La faiblesse du ratio crédit à l’économie/PIB traduit les difficultés rencontrées par les entreprises pour couvrir leurs besoins d’investissement et pour assurer le financement de la croissance économique qui demeure toujours faible, comme le fait ressortir le graphe ci après.
Schéma N°05 : croissance économique

Source : données de la banque Centrale pour les années de 2001 au 2010
Conclusion :
Tout au long de ce travail, nous avons tenté d’apporter des réponses fiable à notre problématique qui s’interroge sur le degré d’adéquation de la conduite de la politique monétaire en Algérie menée depuis l’indépendance avec les objectifs tracés pour chaque période. Ainsi, nous avons essayé de mettre en exergue les différentes mutations qu’a connues la conduite de la politique monétaire et les résultats qu’elle a généré durant les deux dernières décennies. Suite à quoi, nous avons retenus les conclusions suivantes:
De 1962 à 1989(période de planification), on ne peut parler d’une politique monétaire digne de son nom, puisque le système économique relève de la gestion centralisée et planifiée, dont toutes les décisions y afférentes sont prises au niveau national. La monnaie sert comme instrument permettant de réaliser les plans d’investissements. Suite au choc pétrolier de 1986 qui a engendré un déficit budgétaire important, les autorités du pays ont été conduites à adopter des réformes notamment au plan monétaires, ceci a eu lieu à partir de 1990.

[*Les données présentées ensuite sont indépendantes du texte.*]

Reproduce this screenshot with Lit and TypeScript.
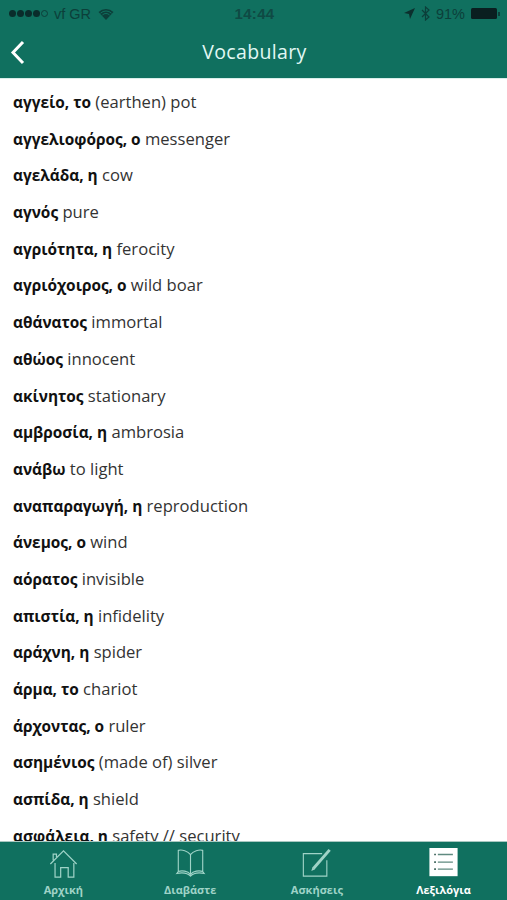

Durant la période de transition vers l’économie de marché allant de 1990 à 1999, la Banque d’Algérie a été chargée de mettre en place une politique monétaire visant globalement à rétablir les équilibres internes et externes. Ces derniers n’ont pas été réalisés qu’après l’adoption du PAS négocié avec le FMI, suite à quoi nous les résultats monétaires et financiers ont enregistré une amélioration. Le taux d’inflation est comprimé de 31,62% en 1992 à 2,6 en 1999, les taux d’intérêt ont commencé à baisser et deviennent positifs à partir de 1997. Mais parallèlement, le resserrement de la politique monétaire et la dévaluation du aux de change se sont accompagnés d’une destruction de l’entreprise publique et de la baisse de l’investissement, générant ainsi un taux de croissance très faible (en dessous de 3%). Ces inconvénients qui y sont dérivés, constituent des limites dues au resserrement de la politique économique.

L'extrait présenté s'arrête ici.